*Problem details*: In the entries below, count every line with the word "this". Return only the count.
═════ Material shown
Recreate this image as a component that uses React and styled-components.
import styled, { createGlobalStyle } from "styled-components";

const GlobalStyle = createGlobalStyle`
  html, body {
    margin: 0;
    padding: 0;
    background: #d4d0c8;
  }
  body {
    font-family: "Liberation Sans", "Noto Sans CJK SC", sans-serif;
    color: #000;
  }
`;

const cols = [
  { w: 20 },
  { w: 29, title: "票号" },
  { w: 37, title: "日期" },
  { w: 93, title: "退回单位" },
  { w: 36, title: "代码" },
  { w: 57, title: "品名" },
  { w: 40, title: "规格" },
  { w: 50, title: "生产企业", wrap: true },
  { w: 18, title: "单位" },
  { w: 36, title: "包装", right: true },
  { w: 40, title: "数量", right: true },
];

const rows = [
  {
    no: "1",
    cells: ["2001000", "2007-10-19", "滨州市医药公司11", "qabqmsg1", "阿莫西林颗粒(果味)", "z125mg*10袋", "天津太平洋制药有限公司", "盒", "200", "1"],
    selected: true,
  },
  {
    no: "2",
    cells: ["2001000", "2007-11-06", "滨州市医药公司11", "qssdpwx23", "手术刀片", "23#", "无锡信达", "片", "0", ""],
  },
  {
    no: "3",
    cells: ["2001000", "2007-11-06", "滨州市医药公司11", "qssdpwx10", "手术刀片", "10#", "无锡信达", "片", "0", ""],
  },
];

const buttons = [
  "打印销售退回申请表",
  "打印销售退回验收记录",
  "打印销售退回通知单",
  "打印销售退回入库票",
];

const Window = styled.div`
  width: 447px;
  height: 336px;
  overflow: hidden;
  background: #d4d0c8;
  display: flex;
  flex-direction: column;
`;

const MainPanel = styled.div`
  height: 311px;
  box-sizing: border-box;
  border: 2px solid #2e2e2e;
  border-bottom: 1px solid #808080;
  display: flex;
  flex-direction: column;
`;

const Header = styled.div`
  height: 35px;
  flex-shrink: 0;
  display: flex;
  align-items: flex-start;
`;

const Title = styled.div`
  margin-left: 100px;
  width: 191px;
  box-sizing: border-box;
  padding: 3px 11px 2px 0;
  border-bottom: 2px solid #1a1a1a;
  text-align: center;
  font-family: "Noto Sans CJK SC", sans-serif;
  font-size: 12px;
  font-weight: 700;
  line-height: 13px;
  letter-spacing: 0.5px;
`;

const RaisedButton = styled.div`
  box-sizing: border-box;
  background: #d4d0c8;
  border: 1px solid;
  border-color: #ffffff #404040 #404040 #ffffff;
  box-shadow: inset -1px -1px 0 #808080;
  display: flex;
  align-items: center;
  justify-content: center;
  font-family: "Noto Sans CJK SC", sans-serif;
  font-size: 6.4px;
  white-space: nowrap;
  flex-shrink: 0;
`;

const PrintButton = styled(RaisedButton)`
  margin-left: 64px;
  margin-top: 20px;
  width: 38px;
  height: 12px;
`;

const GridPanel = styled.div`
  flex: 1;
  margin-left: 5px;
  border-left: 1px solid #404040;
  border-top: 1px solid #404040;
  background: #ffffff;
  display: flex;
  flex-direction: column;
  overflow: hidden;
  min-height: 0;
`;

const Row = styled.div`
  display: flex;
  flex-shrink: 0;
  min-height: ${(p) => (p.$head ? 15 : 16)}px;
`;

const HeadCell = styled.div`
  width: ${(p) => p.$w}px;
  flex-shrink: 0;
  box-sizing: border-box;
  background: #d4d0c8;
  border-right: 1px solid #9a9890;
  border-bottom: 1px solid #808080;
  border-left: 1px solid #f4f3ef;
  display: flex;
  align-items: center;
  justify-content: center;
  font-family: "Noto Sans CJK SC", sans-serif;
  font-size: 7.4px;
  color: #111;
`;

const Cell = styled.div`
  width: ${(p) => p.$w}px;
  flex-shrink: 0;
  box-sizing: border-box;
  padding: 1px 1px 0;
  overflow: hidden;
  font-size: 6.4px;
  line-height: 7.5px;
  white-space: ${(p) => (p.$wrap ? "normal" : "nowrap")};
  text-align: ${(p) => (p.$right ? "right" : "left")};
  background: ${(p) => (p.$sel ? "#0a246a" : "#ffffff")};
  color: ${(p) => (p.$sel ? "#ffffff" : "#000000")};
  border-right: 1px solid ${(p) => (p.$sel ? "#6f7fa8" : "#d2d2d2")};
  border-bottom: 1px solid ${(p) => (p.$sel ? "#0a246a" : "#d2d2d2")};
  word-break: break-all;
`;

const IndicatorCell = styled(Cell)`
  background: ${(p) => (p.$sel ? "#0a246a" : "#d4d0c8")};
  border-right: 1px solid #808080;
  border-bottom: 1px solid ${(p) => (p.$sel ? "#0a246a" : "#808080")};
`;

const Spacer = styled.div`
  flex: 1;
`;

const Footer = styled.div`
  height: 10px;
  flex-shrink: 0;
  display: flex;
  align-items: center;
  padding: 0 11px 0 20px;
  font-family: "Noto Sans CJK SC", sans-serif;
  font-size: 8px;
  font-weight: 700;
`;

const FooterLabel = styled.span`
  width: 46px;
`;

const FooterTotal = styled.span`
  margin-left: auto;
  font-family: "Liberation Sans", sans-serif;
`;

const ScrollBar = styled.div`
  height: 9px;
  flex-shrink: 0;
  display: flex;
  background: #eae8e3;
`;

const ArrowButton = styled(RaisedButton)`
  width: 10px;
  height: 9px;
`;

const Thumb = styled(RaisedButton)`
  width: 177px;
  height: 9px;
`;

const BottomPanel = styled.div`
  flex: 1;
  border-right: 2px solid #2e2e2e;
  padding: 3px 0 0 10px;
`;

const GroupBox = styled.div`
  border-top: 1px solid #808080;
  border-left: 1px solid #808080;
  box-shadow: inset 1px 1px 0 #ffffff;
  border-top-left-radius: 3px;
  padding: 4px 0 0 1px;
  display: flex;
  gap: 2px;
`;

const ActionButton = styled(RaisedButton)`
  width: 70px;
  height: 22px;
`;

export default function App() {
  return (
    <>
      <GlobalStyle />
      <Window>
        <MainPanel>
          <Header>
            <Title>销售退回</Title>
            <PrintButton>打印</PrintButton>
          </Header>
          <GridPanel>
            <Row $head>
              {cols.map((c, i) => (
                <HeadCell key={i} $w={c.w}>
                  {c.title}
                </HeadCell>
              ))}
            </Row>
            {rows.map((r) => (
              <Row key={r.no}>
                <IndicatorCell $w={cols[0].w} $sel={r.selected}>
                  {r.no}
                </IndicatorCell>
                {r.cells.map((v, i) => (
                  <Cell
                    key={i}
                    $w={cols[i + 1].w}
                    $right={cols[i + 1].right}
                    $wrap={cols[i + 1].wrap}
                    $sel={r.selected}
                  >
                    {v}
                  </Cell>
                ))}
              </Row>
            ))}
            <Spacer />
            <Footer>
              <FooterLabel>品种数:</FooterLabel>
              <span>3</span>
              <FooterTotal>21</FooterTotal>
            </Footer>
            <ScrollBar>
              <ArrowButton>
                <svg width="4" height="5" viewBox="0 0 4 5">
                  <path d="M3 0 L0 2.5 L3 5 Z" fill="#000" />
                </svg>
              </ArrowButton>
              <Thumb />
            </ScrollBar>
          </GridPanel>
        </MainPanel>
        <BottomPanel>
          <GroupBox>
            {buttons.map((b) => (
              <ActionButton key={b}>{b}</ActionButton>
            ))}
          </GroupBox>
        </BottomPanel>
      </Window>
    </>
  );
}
══════════
═════ Material shown
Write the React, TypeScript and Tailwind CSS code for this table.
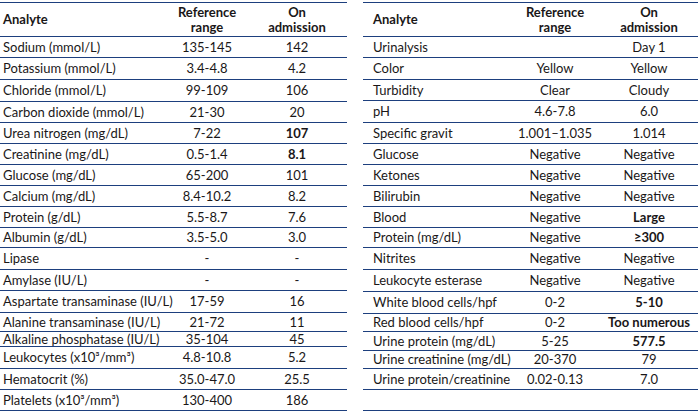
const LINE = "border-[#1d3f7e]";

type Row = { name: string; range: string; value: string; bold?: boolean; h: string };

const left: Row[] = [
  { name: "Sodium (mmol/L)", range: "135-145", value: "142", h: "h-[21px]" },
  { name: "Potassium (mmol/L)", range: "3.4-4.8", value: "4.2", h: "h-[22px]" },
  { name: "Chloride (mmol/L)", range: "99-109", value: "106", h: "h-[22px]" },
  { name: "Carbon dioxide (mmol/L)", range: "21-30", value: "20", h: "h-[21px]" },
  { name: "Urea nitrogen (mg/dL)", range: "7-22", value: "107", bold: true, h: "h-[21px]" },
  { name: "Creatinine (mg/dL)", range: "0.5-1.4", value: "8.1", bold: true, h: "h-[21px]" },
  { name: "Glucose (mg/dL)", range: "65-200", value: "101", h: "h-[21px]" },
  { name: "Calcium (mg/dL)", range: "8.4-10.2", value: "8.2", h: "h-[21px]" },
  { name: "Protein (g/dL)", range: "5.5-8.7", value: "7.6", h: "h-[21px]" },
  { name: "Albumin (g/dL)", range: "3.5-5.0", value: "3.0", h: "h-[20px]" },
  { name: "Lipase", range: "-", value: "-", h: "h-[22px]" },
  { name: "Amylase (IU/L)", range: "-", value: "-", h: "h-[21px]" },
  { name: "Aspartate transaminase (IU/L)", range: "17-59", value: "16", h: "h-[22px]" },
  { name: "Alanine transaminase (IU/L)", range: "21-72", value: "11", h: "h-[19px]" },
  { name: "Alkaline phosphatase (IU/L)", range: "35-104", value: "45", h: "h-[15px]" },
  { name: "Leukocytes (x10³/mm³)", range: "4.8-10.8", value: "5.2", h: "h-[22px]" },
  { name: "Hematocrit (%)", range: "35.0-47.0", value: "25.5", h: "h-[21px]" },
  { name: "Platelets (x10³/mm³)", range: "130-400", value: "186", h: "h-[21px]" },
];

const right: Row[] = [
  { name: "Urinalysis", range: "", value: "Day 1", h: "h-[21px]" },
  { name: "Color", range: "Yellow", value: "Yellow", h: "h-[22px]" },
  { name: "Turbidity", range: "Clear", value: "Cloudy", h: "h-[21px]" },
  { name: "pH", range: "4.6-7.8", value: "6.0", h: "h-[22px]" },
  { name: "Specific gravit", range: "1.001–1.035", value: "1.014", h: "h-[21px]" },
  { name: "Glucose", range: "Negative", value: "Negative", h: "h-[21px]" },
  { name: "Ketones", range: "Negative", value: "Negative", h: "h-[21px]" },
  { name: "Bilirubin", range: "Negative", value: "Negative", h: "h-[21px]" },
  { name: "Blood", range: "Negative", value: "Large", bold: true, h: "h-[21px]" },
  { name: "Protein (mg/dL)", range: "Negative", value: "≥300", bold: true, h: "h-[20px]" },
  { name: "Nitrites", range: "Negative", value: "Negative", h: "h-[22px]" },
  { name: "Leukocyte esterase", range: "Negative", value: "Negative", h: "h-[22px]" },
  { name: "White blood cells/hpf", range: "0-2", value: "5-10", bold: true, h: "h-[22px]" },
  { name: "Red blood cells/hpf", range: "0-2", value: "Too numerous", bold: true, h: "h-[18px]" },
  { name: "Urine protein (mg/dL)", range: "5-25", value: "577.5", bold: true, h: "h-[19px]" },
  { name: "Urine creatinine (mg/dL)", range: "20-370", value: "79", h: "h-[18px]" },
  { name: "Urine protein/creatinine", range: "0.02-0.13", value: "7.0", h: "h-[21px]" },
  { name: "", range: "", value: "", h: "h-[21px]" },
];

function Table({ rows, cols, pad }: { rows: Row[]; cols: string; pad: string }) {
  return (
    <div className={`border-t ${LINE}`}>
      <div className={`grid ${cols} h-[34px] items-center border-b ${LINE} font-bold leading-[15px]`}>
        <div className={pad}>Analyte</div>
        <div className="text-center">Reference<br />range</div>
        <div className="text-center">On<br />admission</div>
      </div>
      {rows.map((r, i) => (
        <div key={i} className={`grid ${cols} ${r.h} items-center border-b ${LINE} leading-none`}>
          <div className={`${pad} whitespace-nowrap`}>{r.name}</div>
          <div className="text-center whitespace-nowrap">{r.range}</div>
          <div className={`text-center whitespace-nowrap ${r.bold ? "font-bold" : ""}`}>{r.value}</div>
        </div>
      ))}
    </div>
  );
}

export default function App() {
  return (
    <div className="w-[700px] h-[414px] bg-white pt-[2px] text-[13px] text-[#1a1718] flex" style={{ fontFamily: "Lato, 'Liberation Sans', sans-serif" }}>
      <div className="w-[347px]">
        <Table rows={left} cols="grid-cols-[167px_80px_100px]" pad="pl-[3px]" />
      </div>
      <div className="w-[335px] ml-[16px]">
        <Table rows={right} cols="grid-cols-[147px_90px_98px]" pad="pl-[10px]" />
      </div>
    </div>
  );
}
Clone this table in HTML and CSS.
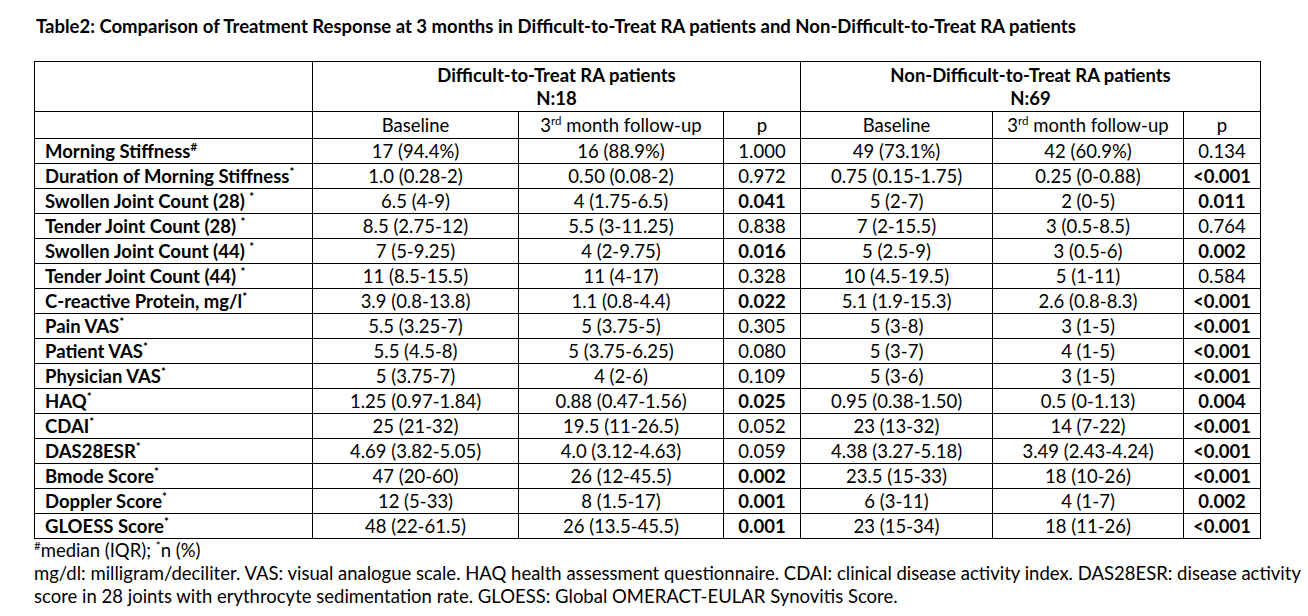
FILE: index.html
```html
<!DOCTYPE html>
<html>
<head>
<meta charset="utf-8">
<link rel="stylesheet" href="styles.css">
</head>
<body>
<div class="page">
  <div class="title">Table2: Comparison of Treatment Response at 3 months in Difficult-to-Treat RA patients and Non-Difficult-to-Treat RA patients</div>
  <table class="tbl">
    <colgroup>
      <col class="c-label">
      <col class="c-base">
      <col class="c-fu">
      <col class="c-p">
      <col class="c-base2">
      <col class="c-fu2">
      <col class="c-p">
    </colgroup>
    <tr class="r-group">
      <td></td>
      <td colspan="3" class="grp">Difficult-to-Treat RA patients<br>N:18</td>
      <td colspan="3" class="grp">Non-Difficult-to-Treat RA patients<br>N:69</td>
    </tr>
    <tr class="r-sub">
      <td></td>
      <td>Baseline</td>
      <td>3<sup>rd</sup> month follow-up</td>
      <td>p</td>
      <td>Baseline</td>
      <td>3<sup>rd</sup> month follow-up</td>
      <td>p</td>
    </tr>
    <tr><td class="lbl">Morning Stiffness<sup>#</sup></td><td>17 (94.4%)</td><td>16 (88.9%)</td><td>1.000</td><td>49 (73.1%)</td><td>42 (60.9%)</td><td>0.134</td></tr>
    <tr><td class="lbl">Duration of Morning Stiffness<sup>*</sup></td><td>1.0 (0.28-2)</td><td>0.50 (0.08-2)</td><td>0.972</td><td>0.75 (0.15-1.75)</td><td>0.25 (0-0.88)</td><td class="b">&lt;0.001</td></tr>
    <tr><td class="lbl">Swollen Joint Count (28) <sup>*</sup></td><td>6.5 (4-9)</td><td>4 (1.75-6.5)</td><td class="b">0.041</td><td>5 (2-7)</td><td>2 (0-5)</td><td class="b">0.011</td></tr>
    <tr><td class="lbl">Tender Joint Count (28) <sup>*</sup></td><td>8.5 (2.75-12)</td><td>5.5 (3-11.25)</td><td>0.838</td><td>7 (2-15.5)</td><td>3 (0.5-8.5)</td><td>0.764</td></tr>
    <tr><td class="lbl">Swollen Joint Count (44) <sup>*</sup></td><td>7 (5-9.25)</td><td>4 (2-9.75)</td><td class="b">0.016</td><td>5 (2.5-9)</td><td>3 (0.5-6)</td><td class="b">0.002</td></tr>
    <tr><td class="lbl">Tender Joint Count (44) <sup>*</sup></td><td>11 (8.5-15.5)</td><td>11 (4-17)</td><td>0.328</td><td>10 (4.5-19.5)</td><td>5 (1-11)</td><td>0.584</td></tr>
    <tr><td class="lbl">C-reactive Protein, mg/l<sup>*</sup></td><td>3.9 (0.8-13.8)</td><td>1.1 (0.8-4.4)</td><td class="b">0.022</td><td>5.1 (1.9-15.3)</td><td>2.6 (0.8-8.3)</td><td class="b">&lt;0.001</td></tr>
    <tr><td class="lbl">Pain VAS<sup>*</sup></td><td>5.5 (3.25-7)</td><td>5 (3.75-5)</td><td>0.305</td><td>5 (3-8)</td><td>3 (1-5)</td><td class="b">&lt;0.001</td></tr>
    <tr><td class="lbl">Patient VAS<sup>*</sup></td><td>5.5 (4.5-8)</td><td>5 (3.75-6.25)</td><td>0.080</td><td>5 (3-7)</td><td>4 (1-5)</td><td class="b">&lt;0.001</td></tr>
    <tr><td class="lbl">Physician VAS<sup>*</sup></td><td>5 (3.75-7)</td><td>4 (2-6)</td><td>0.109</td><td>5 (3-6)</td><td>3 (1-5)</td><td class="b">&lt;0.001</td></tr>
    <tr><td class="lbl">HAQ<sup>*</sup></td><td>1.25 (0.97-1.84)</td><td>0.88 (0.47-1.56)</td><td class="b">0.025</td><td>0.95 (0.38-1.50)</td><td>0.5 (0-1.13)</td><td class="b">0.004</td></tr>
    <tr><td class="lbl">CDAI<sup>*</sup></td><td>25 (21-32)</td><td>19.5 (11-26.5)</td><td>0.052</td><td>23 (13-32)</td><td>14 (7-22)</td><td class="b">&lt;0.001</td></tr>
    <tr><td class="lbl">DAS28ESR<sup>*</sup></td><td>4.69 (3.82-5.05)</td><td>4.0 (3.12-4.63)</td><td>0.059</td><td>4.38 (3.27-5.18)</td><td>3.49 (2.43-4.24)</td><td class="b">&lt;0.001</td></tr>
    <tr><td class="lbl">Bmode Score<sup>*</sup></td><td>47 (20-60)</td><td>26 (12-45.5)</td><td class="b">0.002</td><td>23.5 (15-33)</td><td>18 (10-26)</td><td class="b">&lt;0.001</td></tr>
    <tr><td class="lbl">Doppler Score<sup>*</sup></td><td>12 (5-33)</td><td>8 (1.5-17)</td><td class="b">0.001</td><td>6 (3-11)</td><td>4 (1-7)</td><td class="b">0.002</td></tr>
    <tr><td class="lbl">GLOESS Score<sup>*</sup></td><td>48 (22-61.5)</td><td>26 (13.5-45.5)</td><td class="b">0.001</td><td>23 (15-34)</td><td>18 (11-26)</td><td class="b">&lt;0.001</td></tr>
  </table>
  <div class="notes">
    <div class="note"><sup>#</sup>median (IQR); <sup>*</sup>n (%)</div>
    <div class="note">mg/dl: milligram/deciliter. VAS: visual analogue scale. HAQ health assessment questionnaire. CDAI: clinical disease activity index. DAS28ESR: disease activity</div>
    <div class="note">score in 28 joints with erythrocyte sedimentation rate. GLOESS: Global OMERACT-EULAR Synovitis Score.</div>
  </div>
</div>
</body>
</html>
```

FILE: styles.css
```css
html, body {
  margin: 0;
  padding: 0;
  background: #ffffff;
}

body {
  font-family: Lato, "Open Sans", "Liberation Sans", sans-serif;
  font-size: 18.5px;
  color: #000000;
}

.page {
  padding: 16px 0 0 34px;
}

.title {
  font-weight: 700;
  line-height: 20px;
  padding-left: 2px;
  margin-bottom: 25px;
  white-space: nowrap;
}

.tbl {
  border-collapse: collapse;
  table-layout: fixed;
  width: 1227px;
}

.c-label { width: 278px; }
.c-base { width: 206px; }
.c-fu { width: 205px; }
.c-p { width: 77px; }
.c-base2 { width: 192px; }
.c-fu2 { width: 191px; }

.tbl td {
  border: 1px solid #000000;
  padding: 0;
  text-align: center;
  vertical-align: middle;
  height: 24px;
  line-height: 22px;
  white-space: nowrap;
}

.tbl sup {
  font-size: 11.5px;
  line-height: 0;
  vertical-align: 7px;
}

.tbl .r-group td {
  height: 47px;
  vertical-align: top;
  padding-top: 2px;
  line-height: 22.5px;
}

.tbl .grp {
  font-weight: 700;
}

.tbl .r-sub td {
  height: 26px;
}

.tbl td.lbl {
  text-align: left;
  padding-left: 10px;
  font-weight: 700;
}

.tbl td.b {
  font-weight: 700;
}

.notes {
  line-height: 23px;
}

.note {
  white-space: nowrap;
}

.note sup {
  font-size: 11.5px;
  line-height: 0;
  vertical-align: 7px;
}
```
══════════
*Answer below*: 3